▶ [MATERIAL PROVIDED]:
#####

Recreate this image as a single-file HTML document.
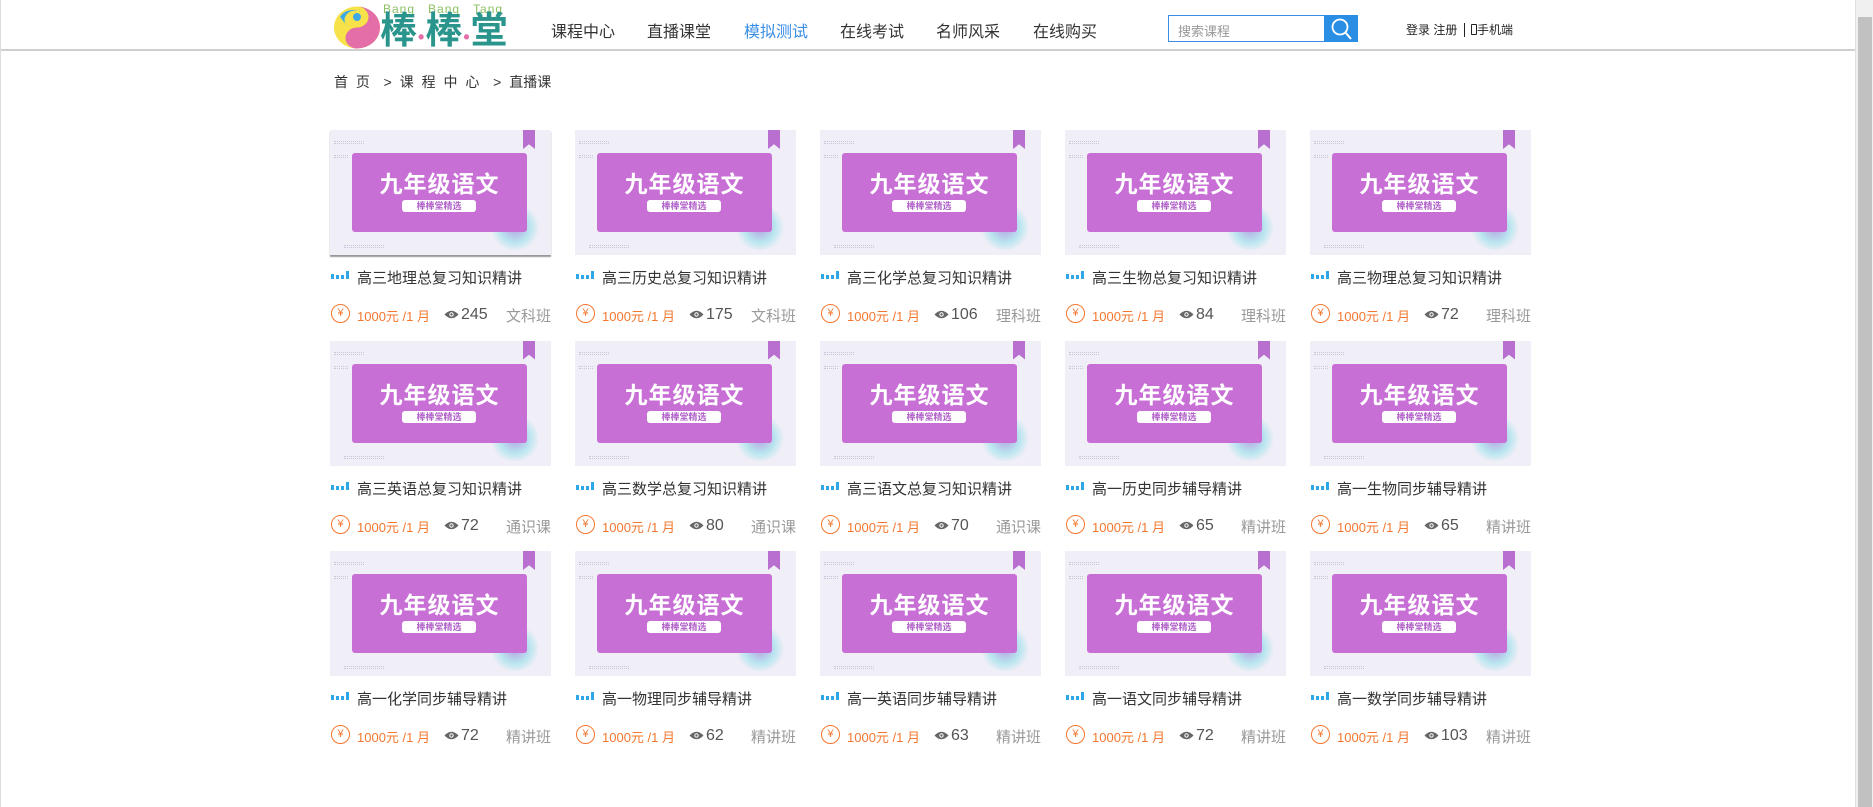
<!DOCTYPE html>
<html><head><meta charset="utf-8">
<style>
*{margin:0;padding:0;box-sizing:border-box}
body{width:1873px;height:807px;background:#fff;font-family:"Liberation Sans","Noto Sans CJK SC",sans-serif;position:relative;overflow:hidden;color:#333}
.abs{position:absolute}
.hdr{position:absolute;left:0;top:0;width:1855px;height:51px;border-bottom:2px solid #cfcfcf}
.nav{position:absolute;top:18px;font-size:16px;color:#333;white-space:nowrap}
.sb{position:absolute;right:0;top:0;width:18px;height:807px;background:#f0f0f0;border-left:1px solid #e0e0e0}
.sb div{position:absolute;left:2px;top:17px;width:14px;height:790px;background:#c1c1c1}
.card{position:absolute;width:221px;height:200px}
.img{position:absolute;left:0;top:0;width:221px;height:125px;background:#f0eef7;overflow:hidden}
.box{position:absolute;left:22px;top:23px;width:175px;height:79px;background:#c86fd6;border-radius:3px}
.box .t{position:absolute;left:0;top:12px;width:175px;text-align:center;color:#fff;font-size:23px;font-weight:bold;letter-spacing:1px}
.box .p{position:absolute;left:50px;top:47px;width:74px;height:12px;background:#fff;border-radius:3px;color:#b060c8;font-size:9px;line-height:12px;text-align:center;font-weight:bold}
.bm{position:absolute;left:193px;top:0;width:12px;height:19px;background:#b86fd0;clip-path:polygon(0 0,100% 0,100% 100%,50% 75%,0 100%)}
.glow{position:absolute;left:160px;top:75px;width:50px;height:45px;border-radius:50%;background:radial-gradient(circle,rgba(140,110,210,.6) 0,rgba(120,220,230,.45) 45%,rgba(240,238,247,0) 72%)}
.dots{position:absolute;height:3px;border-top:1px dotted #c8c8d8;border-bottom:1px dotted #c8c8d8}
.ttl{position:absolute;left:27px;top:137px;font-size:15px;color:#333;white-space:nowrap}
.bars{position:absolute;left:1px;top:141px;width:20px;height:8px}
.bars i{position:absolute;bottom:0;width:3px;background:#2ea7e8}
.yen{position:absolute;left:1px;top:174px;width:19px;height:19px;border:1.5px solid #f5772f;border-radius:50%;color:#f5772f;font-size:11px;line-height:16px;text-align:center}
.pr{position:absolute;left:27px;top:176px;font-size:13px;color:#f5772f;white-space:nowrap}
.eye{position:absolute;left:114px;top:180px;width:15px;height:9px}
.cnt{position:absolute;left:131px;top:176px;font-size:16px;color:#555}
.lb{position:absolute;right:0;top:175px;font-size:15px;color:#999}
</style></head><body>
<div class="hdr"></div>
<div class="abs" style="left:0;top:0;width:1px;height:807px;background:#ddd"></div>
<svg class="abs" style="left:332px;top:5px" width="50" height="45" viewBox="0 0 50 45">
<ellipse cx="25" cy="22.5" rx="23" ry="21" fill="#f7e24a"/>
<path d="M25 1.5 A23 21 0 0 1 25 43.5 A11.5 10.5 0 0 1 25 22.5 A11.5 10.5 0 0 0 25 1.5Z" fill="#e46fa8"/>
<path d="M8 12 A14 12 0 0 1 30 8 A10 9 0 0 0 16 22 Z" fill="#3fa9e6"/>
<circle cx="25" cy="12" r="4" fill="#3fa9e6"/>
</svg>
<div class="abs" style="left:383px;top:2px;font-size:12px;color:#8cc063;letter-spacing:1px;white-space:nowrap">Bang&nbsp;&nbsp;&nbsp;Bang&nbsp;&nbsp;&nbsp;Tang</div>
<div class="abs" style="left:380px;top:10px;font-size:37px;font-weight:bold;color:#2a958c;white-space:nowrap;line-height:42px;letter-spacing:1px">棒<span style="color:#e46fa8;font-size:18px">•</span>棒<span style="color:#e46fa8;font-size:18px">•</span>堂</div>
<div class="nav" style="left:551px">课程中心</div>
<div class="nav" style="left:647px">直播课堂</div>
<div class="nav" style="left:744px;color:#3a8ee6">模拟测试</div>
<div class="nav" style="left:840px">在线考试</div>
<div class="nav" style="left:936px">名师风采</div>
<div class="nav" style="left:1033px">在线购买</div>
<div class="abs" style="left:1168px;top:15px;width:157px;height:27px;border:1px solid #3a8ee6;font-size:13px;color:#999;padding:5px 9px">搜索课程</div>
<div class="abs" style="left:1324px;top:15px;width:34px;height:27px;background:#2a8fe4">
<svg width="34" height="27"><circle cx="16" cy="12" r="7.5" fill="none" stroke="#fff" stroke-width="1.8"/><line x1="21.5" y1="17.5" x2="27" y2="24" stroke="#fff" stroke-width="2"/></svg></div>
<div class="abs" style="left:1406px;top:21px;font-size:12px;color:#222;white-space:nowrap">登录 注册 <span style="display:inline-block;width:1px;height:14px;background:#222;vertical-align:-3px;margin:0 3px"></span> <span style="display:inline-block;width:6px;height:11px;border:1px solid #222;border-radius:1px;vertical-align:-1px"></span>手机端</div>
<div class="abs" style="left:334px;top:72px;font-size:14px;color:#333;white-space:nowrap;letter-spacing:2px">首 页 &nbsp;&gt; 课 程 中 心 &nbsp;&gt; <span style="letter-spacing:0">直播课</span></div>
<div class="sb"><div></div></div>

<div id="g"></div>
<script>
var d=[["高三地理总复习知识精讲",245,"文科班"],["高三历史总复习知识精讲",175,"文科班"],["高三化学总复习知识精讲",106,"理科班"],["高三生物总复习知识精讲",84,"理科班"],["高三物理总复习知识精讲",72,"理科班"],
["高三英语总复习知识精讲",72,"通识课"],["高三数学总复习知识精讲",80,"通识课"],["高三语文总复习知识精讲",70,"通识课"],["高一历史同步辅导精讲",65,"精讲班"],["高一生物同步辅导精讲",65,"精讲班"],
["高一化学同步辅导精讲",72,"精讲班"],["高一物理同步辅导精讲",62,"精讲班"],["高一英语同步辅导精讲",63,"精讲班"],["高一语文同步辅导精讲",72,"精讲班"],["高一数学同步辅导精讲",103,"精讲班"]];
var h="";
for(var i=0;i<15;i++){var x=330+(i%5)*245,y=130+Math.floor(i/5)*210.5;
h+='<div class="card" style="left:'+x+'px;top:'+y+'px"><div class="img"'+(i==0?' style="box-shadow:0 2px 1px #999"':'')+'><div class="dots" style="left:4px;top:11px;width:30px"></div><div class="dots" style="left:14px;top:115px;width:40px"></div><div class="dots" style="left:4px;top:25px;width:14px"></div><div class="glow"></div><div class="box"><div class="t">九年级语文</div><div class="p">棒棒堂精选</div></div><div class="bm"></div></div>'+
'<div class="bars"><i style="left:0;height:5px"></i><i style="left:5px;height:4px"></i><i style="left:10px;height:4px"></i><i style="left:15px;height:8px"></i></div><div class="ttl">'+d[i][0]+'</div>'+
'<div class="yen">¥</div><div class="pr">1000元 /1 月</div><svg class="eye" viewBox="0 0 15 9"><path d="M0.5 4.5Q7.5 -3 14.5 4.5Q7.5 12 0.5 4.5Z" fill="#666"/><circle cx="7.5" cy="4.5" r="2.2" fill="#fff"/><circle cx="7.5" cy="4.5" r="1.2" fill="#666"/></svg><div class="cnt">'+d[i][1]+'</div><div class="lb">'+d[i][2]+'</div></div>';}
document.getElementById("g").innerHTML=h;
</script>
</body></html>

#####

▶ [TASK BRIEF]: State the number of lines in this listing that contain the string "document", and add nothing else.

▶ [OUTPUT OF THE EXERCISE]: 2